Last week, I was nominated by my pal, artist Alan Belcher to post five black and white photos from five different artists in five days. (T/y Alan) I’m not sure how far this exercise goes back, in terms of who started it, but I in turn will nominate 5 this week. Here are mine picks, along with a little explanation of the work:
DAY ONE: David Wojnarowicz
I designed the 40th anniversary issue of Aperture magazine in 1992 (when it’s art director Yolanda Cuomo briefly handed me the reins.) The work, including this photo, in the issue was not chosen by me but rather my the magazine editor’s who wrote this…
“The process of bringing together a “forty years” celebration forces one to see photographs as, among other things, indicators of their time. Several photographers address AIDS in their text or images; the brutality of this devastating epidemic became all the more jolting when David Wojnarowicz died of AIDS during the preparation of this issue, having selected his photograph, but without having had the time to write his text.”
They chose these words by David to accompany this incredible image…

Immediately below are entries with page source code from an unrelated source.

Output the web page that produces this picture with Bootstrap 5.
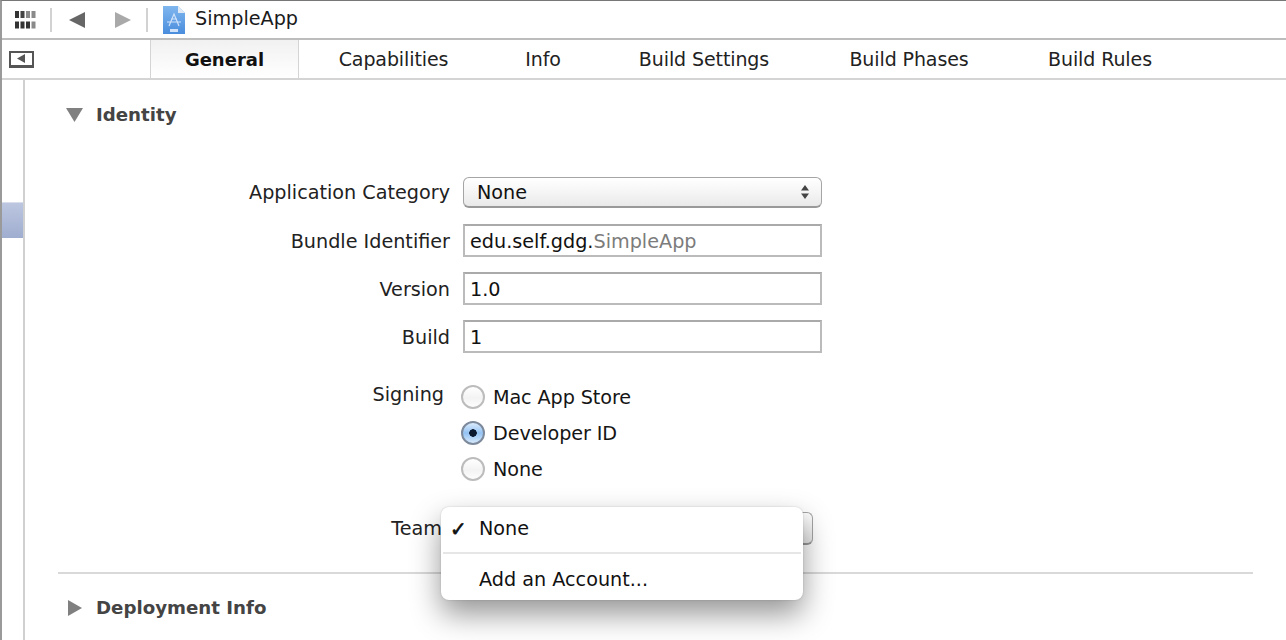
<!doctype html>
<html lang="en"><head><meta charset="utf-8"><title>SimpleApp</title>
<link rel="stylesheet" href="https://cdn.jsdelivr.net/npm/bootstrap@5.3.0/dist/css/bootstrap.min.css">
<style>
html,body{height:640px;overflow:hidden;background:#fff}
body{font-family:"DejaVu Sans",sans-serif;font-size:19.2px;color:#1a1a1a}
.xc-app{height:640px;border-left:2px solid #9a9a9a;border-top:1px solid #777}
.xc-top{height:39px;border-bottom:2px solid #bdbdbd;padding-left:13px}
.xc-sep{width:2px;height:24px;background:#d2d2d2;flex:none}
.xc-grid{margin-right:14px}
.xc-back{margin:0 30px 0 17px}
.xc-fwd{margin-right:15px}
.xc-doc{margin:0 10px 0 15px}
.xc-tabs{height:40px;border-bottom:2px solid #d4d4d4;background:#fff}
.xc-tog{width:25px;height:17px;border:2px solid #555;border-bottom-width:3px;margin-left:7px;margin-right:116px;background:#fff}
.xc-tab{height:38px;line-height:39px;font-size:19px;letter-spacing:-.1px;text-align:center;color:#222;flex:none}
.xc-act{width:149px;font-size:18px;letter-spacing:0;font-weight:700;color:#111;border-left:1px solid #d4d4d4;border-right:1px solid #d4d4d4;background:linear-gradient(#f1f1f1,#fff)}
.xc-t1{width:189px}.xc-t2{width:110px}.xc-t3{width:212px}.xc-t4{width:198px}.xc-t5{width:184px}
.xc-body{flex:1;min-height:0}
.xc-side{width:23px;border-right:2px solid #d0d0d0;flex:none;padding-top:122px}
.xc-mark{height:36px;width:21px;background:linear-gradient(#bcc6e0,#9fadcf);border-top:1px solid #d8deec}
.xc-main{flex:1;padding-left:33px;padding-right:33px;min-width:0}
.xc-head{font-weight:700;color:#444;font-size:18.2px;gap:13px}
.xc-head1{height:24px;margin-top:23px;margin-left:8px}
.xc-head1 span{margin-top:-1px}
.xc-head2{margin-top:20px;margin-left:10px;gap:14px}
.xc-form{margin-top:50px;position:relative}
.xc-row{display:flex;align-items:baseline;gap:13px}
.xc-gap1{margin-top:16px}.xc-gap2{margin-top:15px}.xc-gap3{margin-top:26px}.xc-gap4{margin-top:25px}
.xc-lab{width:392px;text-align:right;flex:none;color:#222}
.xc-signlab{line-height:32px;padding-right:6px}
.xc-teamlab{padding-right:8px;padding-top:2px}
.xc-ctl{width:359px;height:33px;border:2px solid #bbb;border-top-color:#aaa;padding-left:5px;line-height:31px;color:#111}
.xc-sel{height:31px;border:1px solid #a5a5a5;border-bottom:2px solid #999;border-radius:6px;padding-left:13px;background:linear-gradient(#fff,#f4f4f4 55%,#e9e9e9);line-height:27px}
.xc-teamsel{width:350px;height:33px}
.xc-arrows{margin-right:11px}
.xc-dim{color:#7c7c7c}
.xc-radio{width:24px;height:24px;border-radius:50%;border:2px solid #bcbcbc;background:linear-gradient(#fff,#f3f3f3 55%,#fdfdfd);flex:none}
.xc-on{background:radial-gradient(circle at 50% 50%,#0c1a30 0 3.5px,transparent 4px),linear-gradient(#dcebfc,#93c2f3 50%,#d6e9fc);border-color:#7d8a9c}
.xc-opt{display:flex;align-items:center;gap:8px;height:36px;margin-left:-2px;color:#151515;letter-spacing:-.1px}
.xc-tx{padding-top:2px}
.xc-menu{position:absolute;left:383px;top:330px;width:362px;height:93px;background:#fff;border-radius:8px;box-shadow:0 14px 30px rgba(0,0,0,.42),0 0 2px rgba(0,0,0,.18);z-index:2;color:#111}
.xc-mi{height:45px;line-height:44px;padding-left:38px;position:relative}
.xc-mi2{line-height:51px;height:46px}
.xc-chk{position:absolute;left:9px;top:0;font-size:20px;font-weight:700;-webkit-text-stroke:.7px #111}
.xc-msep{height:2px;background:#e6e6e6;margin:0 2px}
.xc-rule{height:2px;background:#d9d9d9;margin-top:27px}
</style></head>
<body>
<div class="xc-app d-flex flex-column">
  <div class="xc-top d-flex align-items-center">
    <svg class="xc-grid" width="21" height="18" viewBox="0 0 21 18"><g fill="#333"><rect width="4" height="7" x="0" y="0"/><rect width="4" height="7" x="5.5" y="0" fill="#444"/><rect width="4" height="7" x="11" y="0" fill="#8a8a8a"/><rect width="4" height="7" x="16.5" y="0" fill="#8a8a8a"/><rect width="4" height="7" x="0" y="10.5"/><rect width="4" height="7" x="5.5" y="10.5"/><rect width="4" height="7" x="11" y="10.5"/><rect width="4" height="7" x="16.5" y="10.5" fill="#8a8a8a"/></g></svg>
    <span class="xc-sep"></span>
    <svg class="xc-back" width="16" height="16" viewBox="0 0 16 16"><path d="M0 8 16 0V16Z" fill="#666"/></svg>
    <svg class="xc-fwd" width="16" height="16" viewBox="0 0 16 16"><path d="M16 8 0 0V16Z" fill="#a9a9a9"/></svg>
    <span class="xc-sep"></span>
    <svg class="xc-doc" width="22" height="28" viewBox="0 0 22 28"><defs><linearGradient id="xcd" x1="0" y1="0" x2="0" y2="1"><stop offset="0" stop-color="#7fb6ee"/><stop offset="1" stop-color="#4a8ddd"/></linearGradient></defs><path d="M0 0H15L22 7V28H0Z" fill="url(#xcd)"/><path d="M15 0 22 7H15Z" fill="#dfe9f6"/><path d="M6 20 11 8 16 20M4 16H18M8 13H14" fill="none" stroke="#cfe2fa" stroke-width="1.2"/><rect x="7" y="23" width="8" height="3" fill="#cfe2fa"/></svg>
    <span>SimpleApp</span>
  </div>
  <div class="xc-tabs d-flex">
    <div class="d-flex align-items-center">
      <div class="xc-tog d-flex align-items-center justify-content-center"><svg width="9" height="9" viewBox="0 0 9 9"><path d="M0 4.5 8 0V9Z" fill="#555"/></svg></div>
    </div>
    <div class="xc-tab xc-act">General</div>
    <div class="xc-tab xc-t1">Capabilities</div>
    <div class="xc-tab xc-t2">Info</div>
    <div class="xc-tab xc-t3">Build Settings</div>
    <div class="xc-tab xc-t4">Build Phases</div>
    <div class="xc-tab xc-t5">Build Rules</div>
  </div>
  <div class="xc-body d-flex">
    <div class="xc-side"><div class="xc-mark"></div></div>
    <div class="xc-main">
      <div class="xc-head xc-head1 d-flex align-items-center">
        <svg width="17" height="14" viewBox="0 0 17 14"><path d="M0 0H17L8.5 14Z" fill="#808080"/></svg><span>Identity</span>
      </div>
      <div class="xc-form">
        <div class="xc-row"><div class="xc-lab">Application Category</div>
          <div class="xc-ctl xc-sel d-flex justify-content-between align-items-center"><span>None</span><svg class="xc-arrows" width="10" height="16" viewBox="0 0 10 16"><path d="M5 1 9 6.5H1ZM5 15 9 9.5H1Z" fill="#444"/></svg></div></div>
        <div class="xc-row xc-gap1"><div class="xc-lab">Bundle Identifier</div><div class="xc-ctl">edu.self.gdg.<span class="xc-dim">SimpleApp</span></div></div>
        <div class="xc-row xc-gap2"><div class="xc-lab">Version</div><div class="xc-ctl">1.0</div></div>
        <div class="xc-row xc-gap2"><div class="xc-lab">Build</div><div class="xc-ctl">1</div></div>
        <div class="xc-row align-items-start xc-gap3">
          <div class="xc-lab xc-signlab">Signing</div>
          <div>
            <div class="xc-opt"><span class="xc-radio"></span><span class="xc-tx">Mac App Store</span></div>
            <div class="xc-opt"><span class="xc-radio xc-on"></span><span class="xc-tx">Developer ID</span></div>
            <div class="xc-opt"><span class="xc-radio"></span><span class="xc-tx">None</span></div>
          </div>
        </div>
        <div class="xc-row align-items-center xc-gap4"><div class="xc-lab xc-teamlab">Team</div><div class="xc-ctl xc-sel xc-teamsel"></div></div>
        <div class="xc-menu">
          <div class="xc-mi"><span class="xc-chk">✓</span>None</div>
          <div class="xc-msep"></div>
          <div class="xc-mi xc-mi2">Add an Account...</div>
        </div>
        <div class="xc-rule"></div>
        <div class="xc-head xc-head2 d-flex align-items-center">
          <svg width="14" height="16" viewBox="0 0 14 16"><path d="M0 0 14 8 0 16Z" fill="#808080"/></svg><span>Deployment Info</span>
        </div>
      </div>
    </div>
  </div>
</div>
<script src="https://cdn.jsdelivr.net/npm/bootstrap@5.3.0/dist/js/bootstrap.bundle.min.js"></script>
</body></html>
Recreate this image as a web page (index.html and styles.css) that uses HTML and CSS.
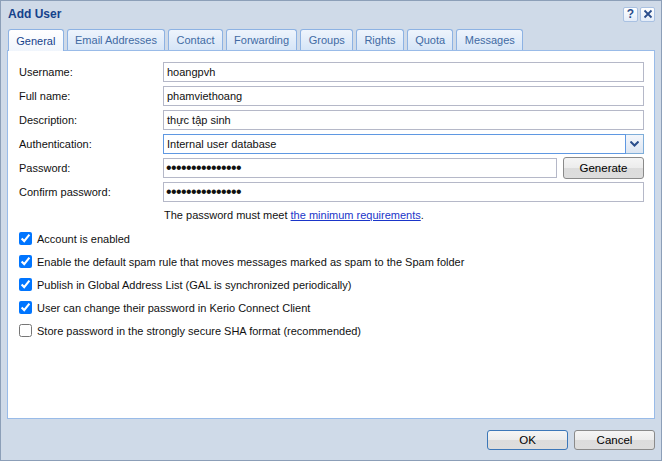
FILE: index.html
```html
<!DOCTYPE html>
<html>
<head>
<meta charset="utf-8">
<link rel="stylesheet" href="styles.css">
</head>
<body>
<div class="window">
  <div class="header">
    <div class="title">Add User</div>
    <div class="tools">
      <span class="tool help">?</span>
      <span class="tool close"><svg width="10" height="10" viewBox="0 0 10 10"><path d="M1.5 1.5 L8.5 8.5 M8.5 1.5 L1.5 8.5" stroke="#2b4e8c" stroke-width="1.8" fill="none"/></svg></span>
    </div>
  </div>
  <div class="tabs">
    <div class="tab active">General</div>
    <div class="tab">Email Addresses</div>
    <div class="tab">Contact</div>
    <div class="tab">Forwarding</div>
    <div class="tab">Groups</div>
    <div class="tab">Rights</div>
    <div class="tab">Quota</div>
    <div class="tab">Messages</div>
  </div>
  <div class="panel">
    <div class="form">
      <div class="row"><label>Username:</label><div class="field"><div class="input">hoangpvh</div></div></div>
      <div class="row"><label>Full name:</label><div class="field"><div class="input">phamviethoang</div></div></div>
      <div class="row"><label>Description:</label><div class="field"><div class="input">thực tập sinh</div></div></div>
      <div class="row"><label>Authentication:</label><div class="field"><div class="select"><div class="select-text">Internal user database</div><div class="arrow"><svg width="9" height="6" viewBox="0 0 9 6"><path d="M0.5 0.5 L4.5 4.5 L8.5 0.5" stroke="#2b4e8c" stroke-width="2" fill="none"/></svg></div></div></div></div>
      <div class="row"><label>Password:</label><div class="field pw"><div class="input dots">•••••••••••••••</div><div class="btn gen">Generate</div></div></div>
      <div class="row"><label>Confirm password:</label><div class="field"><div class="input dots">•••••••••••••••</div></div></div>
      <div class="note">The password must meet <a href="#">the minimum requirements</a>.</div>
    </div>
    <div class="checks">
      <label class="check"><input type="checkbox" checked><span>Account is enabled</span></label>
      <label class="check"><input type="checkbox" checked><span>Enable the default spam rule that moves messages marked as spam to the Spam folder</span></label>
      <label class="check"><input type="checkbox" checked><span>Publish in Global Address List (GAL is synchronized periodically)</span></label>
      <label class="check"><input type="checkbox" checked><span>User can change their password in Kerio Connect Client</span></label>
      <label class="check"><input type="checkbox"><span>Store password in the strongly secure SHA format (recommended)</span></label>
    </div>
  </div>
  <div class="footer">
    <div class="btn ok">OK</div>
    <div class="btn">Cancel</div>
  </div>
</div>
</body>
</html>
```
FILE: styles.css
```css
* { box-sizing: border-box; }
html, body { margin: 0; padding: 0; }
body {
  width: 662px;
  height: 461px;
  font-family: "Liberation Sans", Arial, sans-serif;
  font-size: 11px;
  color: #111;
  background: #fff;
}
.window {
  width: 662px;
  height: 461px;
  border: 1px solid #8c9fb8;
  background: #cfdae8;
  padding: 0 6px 0 6px;
  display: flex;
  flex-direction: column;
}
.header {
  height: 27px;
  display: flex;
  align-items: center;
  justify-content: space-between;
}
.title {
  font-weight: bold;
  color: #15428b;
  font-size: 12px;
  margin-left: 1px;
  margin-top: -2px;
}
.tools {
  display: flex;
  gap: 2px;
  margin-top: -1px;
}
.tool {
  width: 15px;
  height: 15px;
  border: 1px solid #a9c1e2;
  border-radius: 2px;
  background: linear-gradient(#ffffff, #e3ecf8);
  display: flex;
  align-items: center;
  justify-content: center;
  color: #2b4e8c;
  font-weight: bold;
  font-size: 12px;
}
.tabs {
  display: flex;
  gap: 3px;
  padding-left: 1px;
  height: 22px;
  align-items: flex-end;
}
.tab {
  height: 21px;
  padding: 0 7.3px;
  border: 1px solid #8db2e3;
  border-bottom: none;
  border-radius: 3px 3px 0 0;
  background: linear-gradient(#eef4fc, #d6e5f7);
  color: #416aa3;
  display: flex;
  align-items: center;
  font-size: 11px;
}
.tab.active {
  height: 22px;
  background: linear-gradient(#ffffff, #f0f5fc);
  color: #15428b;
  position: relative;
  top: 1px;
}
.panel {
  height: 369px;
  background: #fff;
  border: 1px solid #99bbe8;
  padding: 11px 10px 0 10px;
}
.form {
  display: flex;
  flex-direction: column;
  gap: 4px;
}
.row {
  display: flex;
  align-items: center;
  height: 20px;
}
.row label {
  width: 145px;
  padding-left: 1px;
}
.field {
  flex: 1;
  display: flex;
  gap: 6px;
}
.input {
  flex: 1;
  height: 20px;
  border: 1px solid #b5b8c8;
  padding: 0 3px;
  display: flex;
  align-items: center;
  background: #fff;
}
.dots { font-size: 16px; letter-spacing: -0.6px; padding-left: 2px; }
.select {
  flex: 1;
  height: 20px;
  border: 1px solid #7eadd9;
  display: flex;
}
.select-text {
  flex: 1;
  padding: 0 3px;
  display: flex;
  align-items: center;
  border: 1px solid #5f98e2;
  margin: -1px 0 -1px -1px;
}
.arrow {
  width: 17px;
  background: linear-gradient(#f3f6fb, #dde6f2);
  display: flex;
  align-items: center;
  justify-content: center;
}
.btn {
  width: 81px;
  height: 20px;
  border: 1px solid #8a8a8a;
  border-radius: 3px;
  background: linear-gradient(#f5f5f5 0%, #ececec 50%, #dcdcdc 51%, #dddddd 100%);
  display: flex;
  align-items: center;
  justify-content: center;
  color: #000;
  font-size: 11.5px;
}
.gen { height: 22px; margin-top: -1px; }
.note {
  padding-left: 146px;
  margin-top: 2px;
  height: 14px;
  line-height: 14px;
}
.note a { color: #1a35c9; text-decoration: underline; }
.checks {
  margin-top: 10px;
  display: flex;
  flex-direction: column;
  gap: 10px;
}
.check {
  display: flex;
  align-items: center;
  height: 13px;
}
.check input {
  margin: 0 5px 0 1px;
  width: 13px;
  height: 13px;
  accent-color: #0075ff;
}
.footer {
  flex: 1;
  display: flex;
  justify-content: flex-end;
  align-items: flex-start;
  gap: 6px;
  padding-top: 11px;
}
.ok { border-color: #3c77b8; }
```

“All behind me are the friends that died; I’m breathing this air that they can’t breathe; I’m seeing this ratty monkey in a cheap Mexican circus wearing a red and blue embroidered jacket and it’s collecting coins and I can reach out and touch it like they can’t. And time is now compressed; I joke and say that I feel I’ve taken out another six month lease on this body of mine; on this vehicle of sound and motion, and every painting or photograph or film I make I make with the sense that it may be the last thing I do and so I try to pull everything in to the surface of that action. I work quickly now and feel there is no time for bullshit; cut straight to the heart of the senses and map it out as clearly as tools and growth allow….I see myself seeing death; it’s like a transparent celluloid image of myself is accompanying myself everywhere I go.” –David Wojnarowicz (who died of AIDS, July 22, 1992)
DAY TWO: Helmut Newton
This picture was a “shot” heard round the world. It might look tame today, but this was a different kind of fashion, feminism and photo. There’s another frame with a nude woman next to Le Smoking and together they say volumes about the time…(but what do I know, I was 15 living in Houston?) One of THE most imitated photographs of the past 50 years.
“I want to do everything forbidden, everything you don’t do.” – Helmut Newton
DAY THREE: Vivian Maier
Vivian Maier’s photographs remained totally unknown until after her death in 2009. Many of her films remained undeveloped, until her boxes of possessions were purchased at auction by collector, John Maloof. Now she’s been exhibited throughout the world and has been the subject of books and documentary films. She worked as a nanny and took photos everywhere she went, without showing them to anyone. In her lifetime, she was completely unknown and today she is one of the 20th century greats, in the pantheon with the likes of Lee Friedlander, Diane Arbus and Robert Frank.
See the fascinating documentary film, Finding Vivian Maier. You can see more of her work here.
DAY FOUR: Philippe Halsman
I know it’s cheating somewhat to show a dozen pictures but it was too difficult to pick a single image…
“Starting in the early 1950s I asked every famous or important person I photographed to jump for me. I was motivated by a genuine curiosity. After all, life has taught us to control and disguise our facial expressions, but it has not taught us to control our jumps. I wanted to see famous people reveal in a jump their ambition or their lack of it, their self-importance or their insecurity, and many other traits.” –Philippe Halsman
DAY FIVE: Cindy Sherman
In December 1995, The Museum of Modern Art acquired all sixty-nine black-and-white photographs in Cindy Sherman‘s Untitled Film Stills series insuring that this landmark body of work was preserved in its entirety in a single public collection. Sherman began making these pictures in 1977, when she was twenty-three. Although most of the characters are invented, we sense right away that we already know them. That twinge of instant recognition is what makes the series tick, and it arises from Cindy Sherman’s uncanny poise. There is no wink at the viewer, no open irony, no real camp. It’s been almost 40 years but this series changed photography and contemporary art in ways that are hard to quantify. And as Warhol said;
“She’s good enough to be a real actress.”